Problem requirements: Look through the data and write out every line with the word "components" in it.

**** Data extract

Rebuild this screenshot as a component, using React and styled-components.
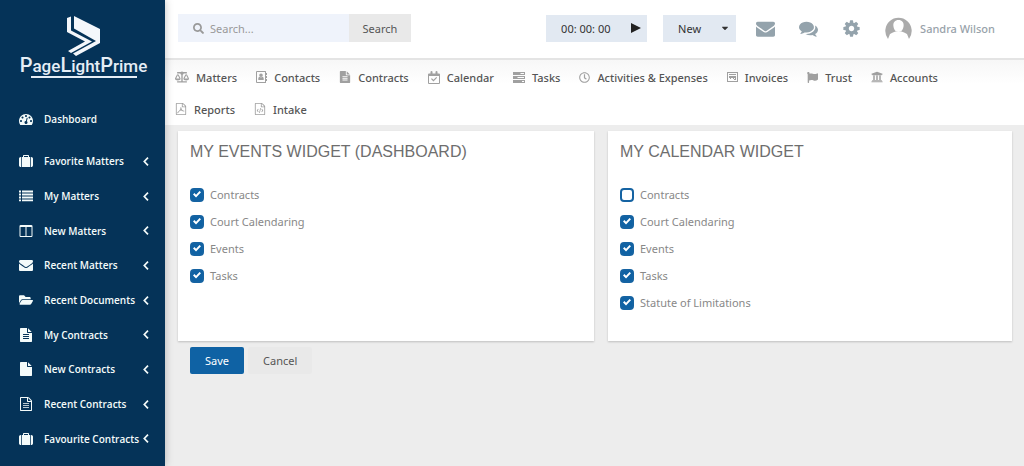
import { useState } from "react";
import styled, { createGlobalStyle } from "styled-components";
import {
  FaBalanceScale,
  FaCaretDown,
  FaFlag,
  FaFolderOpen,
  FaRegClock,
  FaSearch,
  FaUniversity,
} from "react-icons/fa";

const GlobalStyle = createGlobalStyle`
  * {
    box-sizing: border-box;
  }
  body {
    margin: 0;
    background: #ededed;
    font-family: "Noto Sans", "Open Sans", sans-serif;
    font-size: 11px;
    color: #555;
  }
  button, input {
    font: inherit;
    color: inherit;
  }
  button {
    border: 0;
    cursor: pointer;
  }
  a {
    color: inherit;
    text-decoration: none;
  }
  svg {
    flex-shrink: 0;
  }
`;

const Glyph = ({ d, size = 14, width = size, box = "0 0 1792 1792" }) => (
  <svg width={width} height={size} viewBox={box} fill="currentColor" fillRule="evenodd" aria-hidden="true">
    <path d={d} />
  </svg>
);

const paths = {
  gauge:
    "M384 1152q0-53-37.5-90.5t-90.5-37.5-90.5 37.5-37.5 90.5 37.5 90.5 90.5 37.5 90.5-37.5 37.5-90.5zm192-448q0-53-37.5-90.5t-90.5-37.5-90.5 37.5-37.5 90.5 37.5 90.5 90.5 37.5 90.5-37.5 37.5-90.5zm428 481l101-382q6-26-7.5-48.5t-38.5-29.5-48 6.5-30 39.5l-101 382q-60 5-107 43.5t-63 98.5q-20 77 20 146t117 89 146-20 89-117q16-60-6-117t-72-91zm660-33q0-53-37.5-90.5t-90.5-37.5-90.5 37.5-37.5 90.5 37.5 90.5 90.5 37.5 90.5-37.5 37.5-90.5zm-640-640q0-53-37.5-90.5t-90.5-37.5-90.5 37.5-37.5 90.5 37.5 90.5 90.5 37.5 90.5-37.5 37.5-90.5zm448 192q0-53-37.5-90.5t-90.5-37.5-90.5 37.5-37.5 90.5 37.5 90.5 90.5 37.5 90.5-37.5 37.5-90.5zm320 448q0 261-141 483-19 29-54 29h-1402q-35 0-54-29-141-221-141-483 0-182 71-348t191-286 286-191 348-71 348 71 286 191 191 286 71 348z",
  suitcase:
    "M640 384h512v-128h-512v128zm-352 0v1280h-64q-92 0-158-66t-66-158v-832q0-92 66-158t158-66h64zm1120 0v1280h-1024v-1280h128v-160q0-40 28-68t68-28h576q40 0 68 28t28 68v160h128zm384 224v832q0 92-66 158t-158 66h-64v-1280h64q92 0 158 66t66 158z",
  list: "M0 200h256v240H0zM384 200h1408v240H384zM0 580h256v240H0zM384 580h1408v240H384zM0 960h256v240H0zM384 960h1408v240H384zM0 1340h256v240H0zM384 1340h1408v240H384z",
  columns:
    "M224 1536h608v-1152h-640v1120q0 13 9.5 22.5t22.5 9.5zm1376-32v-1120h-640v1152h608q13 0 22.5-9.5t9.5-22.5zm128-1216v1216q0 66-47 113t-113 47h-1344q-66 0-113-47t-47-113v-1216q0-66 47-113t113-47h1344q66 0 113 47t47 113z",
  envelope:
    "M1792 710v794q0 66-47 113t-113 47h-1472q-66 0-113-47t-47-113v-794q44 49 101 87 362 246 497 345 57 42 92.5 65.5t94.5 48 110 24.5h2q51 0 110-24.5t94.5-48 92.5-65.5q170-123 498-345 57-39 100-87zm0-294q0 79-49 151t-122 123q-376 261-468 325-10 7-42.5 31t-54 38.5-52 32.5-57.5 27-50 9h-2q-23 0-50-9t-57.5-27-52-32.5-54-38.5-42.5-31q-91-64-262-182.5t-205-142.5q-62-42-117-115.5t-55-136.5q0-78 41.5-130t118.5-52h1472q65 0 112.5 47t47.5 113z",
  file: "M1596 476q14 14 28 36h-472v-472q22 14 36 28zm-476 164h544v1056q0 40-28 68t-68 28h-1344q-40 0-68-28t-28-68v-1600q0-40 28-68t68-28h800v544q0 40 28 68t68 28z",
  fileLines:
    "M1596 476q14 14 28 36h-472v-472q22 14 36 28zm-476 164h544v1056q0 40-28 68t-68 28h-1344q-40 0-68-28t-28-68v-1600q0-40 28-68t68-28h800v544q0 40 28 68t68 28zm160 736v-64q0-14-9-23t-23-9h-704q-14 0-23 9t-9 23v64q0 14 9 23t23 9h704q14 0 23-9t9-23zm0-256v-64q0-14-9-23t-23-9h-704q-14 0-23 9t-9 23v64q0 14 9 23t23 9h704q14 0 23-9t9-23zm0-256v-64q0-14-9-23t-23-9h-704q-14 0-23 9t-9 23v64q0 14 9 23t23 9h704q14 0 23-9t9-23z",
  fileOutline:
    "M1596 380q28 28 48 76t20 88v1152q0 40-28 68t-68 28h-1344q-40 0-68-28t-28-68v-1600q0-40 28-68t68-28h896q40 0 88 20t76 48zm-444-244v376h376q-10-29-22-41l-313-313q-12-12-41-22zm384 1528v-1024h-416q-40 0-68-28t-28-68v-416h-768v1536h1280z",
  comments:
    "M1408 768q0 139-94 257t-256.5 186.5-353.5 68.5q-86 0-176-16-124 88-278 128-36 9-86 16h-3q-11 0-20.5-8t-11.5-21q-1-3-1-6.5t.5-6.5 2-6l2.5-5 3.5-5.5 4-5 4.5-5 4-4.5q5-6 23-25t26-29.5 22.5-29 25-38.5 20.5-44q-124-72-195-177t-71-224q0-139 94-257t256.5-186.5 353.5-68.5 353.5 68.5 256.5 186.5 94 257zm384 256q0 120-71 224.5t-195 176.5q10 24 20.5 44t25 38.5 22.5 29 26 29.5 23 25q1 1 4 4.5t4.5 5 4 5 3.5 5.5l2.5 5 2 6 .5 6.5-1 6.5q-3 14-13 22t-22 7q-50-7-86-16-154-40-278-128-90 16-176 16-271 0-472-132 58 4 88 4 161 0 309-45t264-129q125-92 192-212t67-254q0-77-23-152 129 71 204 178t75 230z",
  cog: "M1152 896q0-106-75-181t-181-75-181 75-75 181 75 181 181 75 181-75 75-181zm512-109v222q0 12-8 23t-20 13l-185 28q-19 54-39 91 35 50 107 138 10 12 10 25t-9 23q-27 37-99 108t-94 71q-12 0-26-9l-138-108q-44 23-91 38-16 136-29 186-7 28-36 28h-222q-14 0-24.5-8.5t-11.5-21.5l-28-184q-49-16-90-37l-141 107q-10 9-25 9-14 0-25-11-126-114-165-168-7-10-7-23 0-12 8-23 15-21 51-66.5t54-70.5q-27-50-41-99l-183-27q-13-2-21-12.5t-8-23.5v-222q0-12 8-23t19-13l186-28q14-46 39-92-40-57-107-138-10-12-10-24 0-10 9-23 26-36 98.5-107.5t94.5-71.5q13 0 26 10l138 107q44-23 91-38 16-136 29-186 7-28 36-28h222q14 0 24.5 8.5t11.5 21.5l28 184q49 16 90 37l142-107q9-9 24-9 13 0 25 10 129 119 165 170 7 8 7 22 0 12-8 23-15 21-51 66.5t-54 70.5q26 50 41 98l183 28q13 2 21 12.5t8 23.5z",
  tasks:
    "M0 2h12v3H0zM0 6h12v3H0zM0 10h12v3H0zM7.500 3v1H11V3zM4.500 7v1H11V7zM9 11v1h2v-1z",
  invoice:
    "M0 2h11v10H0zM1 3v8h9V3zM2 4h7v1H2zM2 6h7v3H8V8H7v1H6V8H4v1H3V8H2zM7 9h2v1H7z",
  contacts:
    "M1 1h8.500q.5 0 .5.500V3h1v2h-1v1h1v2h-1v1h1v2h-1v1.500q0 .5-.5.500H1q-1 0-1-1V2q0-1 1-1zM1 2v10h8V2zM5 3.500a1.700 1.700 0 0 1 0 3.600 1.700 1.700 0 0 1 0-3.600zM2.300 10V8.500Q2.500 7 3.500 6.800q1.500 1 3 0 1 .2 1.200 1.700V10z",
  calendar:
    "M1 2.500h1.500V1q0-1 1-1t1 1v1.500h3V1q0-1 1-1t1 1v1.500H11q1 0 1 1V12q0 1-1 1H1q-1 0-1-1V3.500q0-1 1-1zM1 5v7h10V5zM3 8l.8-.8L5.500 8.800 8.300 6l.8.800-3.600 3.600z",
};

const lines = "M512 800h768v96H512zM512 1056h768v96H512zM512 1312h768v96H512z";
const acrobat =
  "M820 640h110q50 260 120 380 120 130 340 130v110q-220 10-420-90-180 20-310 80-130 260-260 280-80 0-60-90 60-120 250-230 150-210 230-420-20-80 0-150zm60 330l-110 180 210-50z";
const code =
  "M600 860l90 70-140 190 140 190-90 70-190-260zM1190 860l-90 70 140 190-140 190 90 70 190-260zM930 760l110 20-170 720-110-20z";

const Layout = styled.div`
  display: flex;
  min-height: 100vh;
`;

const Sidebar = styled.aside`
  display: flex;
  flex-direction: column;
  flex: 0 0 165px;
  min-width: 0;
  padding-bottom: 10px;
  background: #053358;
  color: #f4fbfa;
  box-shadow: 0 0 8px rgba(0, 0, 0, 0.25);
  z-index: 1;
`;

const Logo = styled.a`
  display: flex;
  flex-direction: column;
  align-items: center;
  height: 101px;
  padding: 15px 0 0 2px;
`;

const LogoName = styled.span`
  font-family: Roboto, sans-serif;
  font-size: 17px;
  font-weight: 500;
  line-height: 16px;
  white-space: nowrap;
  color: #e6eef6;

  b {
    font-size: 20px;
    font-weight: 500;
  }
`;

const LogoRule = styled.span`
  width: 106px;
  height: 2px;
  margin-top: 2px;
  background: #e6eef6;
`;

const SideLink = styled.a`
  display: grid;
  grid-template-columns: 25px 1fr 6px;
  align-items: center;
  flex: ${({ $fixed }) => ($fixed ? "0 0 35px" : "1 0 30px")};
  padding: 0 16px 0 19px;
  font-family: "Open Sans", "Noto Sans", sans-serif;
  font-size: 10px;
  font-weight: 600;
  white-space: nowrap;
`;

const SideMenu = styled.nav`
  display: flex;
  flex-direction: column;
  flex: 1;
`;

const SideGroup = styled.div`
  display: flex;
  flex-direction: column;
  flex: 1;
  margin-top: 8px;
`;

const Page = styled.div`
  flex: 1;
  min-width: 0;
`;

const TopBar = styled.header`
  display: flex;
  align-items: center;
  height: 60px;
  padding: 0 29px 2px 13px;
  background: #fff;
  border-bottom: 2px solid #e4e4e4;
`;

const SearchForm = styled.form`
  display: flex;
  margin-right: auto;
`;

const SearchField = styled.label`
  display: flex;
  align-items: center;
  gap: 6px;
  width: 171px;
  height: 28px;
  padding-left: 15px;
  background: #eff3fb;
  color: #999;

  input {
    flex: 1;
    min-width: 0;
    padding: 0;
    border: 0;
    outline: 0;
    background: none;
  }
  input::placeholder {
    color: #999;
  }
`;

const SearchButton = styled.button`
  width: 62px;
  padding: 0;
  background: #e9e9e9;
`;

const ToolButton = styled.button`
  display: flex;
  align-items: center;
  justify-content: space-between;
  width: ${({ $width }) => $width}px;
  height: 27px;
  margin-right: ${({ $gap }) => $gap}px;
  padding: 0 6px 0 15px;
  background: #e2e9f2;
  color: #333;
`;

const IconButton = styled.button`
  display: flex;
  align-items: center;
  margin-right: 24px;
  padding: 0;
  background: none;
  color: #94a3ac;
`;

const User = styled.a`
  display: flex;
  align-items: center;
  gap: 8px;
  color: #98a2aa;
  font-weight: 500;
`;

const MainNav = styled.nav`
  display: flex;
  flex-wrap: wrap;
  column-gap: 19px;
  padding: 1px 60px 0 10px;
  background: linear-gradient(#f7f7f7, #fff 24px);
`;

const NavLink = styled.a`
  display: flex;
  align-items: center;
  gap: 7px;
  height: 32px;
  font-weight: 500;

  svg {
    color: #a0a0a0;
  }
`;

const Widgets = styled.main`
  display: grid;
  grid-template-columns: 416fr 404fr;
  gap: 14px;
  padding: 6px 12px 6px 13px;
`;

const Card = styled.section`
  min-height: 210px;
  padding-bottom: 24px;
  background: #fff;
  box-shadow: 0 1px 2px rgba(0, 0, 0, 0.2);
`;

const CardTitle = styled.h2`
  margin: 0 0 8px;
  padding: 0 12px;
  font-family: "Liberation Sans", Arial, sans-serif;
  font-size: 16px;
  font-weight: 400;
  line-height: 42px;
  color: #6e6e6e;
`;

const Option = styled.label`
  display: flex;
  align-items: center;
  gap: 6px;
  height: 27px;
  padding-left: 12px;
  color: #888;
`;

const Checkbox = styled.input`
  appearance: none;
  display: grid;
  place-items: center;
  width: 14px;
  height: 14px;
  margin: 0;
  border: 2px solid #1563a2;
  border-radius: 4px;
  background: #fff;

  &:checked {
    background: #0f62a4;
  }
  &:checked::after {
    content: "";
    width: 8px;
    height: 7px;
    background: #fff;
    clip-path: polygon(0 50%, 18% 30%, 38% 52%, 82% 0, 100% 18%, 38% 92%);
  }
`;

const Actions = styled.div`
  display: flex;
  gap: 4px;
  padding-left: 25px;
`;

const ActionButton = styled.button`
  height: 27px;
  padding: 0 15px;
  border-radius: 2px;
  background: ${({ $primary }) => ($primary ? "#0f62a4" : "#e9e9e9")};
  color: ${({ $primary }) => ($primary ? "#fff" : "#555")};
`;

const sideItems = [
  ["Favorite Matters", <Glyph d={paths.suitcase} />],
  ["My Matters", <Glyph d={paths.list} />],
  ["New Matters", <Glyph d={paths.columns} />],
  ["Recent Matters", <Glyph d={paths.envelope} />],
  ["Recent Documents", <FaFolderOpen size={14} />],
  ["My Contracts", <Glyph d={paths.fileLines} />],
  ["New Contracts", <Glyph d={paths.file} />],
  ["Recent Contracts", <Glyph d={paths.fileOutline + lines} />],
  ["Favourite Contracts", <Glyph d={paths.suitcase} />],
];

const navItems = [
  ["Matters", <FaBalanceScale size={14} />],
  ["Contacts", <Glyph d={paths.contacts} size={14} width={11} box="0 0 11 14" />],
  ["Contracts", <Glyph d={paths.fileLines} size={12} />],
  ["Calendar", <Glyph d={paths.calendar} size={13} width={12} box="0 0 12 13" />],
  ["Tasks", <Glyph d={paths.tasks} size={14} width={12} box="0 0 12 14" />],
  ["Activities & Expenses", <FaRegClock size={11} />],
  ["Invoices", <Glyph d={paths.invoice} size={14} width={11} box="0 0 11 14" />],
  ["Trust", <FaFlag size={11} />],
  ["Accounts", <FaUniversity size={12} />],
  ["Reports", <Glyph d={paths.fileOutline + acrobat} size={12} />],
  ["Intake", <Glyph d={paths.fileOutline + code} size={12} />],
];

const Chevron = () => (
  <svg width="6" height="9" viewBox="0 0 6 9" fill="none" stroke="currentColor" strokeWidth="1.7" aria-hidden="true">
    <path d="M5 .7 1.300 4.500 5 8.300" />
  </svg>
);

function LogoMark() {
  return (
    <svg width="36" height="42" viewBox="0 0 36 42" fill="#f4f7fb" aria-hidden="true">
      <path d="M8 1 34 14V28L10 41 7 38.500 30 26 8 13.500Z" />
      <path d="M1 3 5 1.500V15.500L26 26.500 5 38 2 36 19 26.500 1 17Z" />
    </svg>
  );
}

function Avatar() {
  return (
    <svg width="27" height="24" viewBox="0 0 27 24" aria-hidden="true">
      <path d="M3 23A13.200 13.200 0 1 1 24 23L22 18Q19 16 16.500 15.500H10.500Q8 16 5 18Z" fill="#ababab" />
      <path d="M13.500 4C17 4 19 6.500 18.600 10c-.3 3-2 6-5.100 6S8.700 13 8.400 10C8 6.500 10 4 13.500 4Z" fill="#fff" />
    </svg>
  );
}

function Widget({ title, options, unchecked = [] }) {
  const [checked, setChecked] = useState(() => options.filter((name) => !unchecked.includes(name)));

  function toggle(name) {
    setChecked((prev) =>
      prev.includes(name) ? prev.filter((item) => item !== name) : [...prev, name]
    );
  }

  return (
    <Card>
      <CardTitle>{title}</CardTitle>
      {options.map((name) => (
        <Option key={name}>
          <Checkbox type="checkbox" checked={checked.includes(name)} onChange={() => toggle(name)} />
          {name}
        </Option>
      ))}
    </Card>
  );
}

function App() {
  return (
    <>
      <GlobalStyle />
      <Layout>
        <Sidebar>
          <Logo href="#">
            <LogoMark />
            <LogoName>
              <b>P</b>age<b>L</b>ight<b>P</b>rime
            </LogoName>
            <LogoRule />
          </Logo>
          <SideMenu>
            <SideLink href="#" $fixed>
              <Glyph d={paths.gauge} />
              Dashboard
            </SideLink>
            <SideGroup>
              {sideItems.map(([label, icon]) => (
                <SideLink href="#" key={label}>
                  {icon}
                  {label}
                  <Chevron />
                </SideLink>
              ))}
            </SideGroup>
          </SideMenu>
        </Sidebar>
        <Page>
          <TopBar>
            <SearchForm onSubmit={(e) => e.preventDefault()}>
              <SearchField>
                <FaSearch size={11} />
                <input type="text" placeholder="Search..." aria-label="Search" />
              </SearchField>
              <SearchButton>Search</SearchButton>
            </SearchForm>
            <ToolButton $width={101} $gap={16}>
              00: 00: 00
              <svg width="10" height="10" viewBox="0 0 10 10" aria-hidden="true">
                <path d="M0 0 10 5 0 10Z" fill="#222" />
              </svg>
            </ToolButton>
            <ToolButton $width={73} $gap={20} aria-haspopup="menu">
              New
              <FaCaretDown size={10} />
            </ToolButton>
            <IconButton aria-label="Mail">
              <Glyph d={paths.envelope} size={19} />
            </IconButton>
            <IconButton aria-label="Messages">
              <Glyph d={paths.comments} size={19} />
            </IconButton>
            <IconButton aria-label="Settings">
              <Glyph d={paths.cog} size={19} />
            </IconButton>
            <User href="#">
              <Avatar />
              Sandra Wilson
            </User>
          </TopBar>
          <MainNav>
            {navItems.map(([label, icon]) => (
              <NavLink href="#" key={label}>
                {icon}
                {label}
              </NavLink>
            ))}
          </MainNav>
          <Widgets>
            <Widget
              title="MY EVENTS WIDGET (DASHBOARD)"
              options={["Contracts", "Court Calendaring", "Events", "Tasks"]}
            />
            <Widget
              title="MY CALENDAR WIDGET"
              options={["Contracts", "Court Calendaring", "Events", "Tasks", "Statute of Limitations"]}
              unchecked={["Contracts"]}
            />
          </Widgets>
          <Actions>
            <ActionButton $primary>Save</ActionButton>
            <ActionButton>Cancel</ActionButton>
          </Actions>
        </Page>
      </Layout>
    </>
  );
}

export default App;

********

Exercise answer:
Rebuild this screenshot as a component, using React and styled-components.
import styled, { createGlobalStyle } from "styled-components";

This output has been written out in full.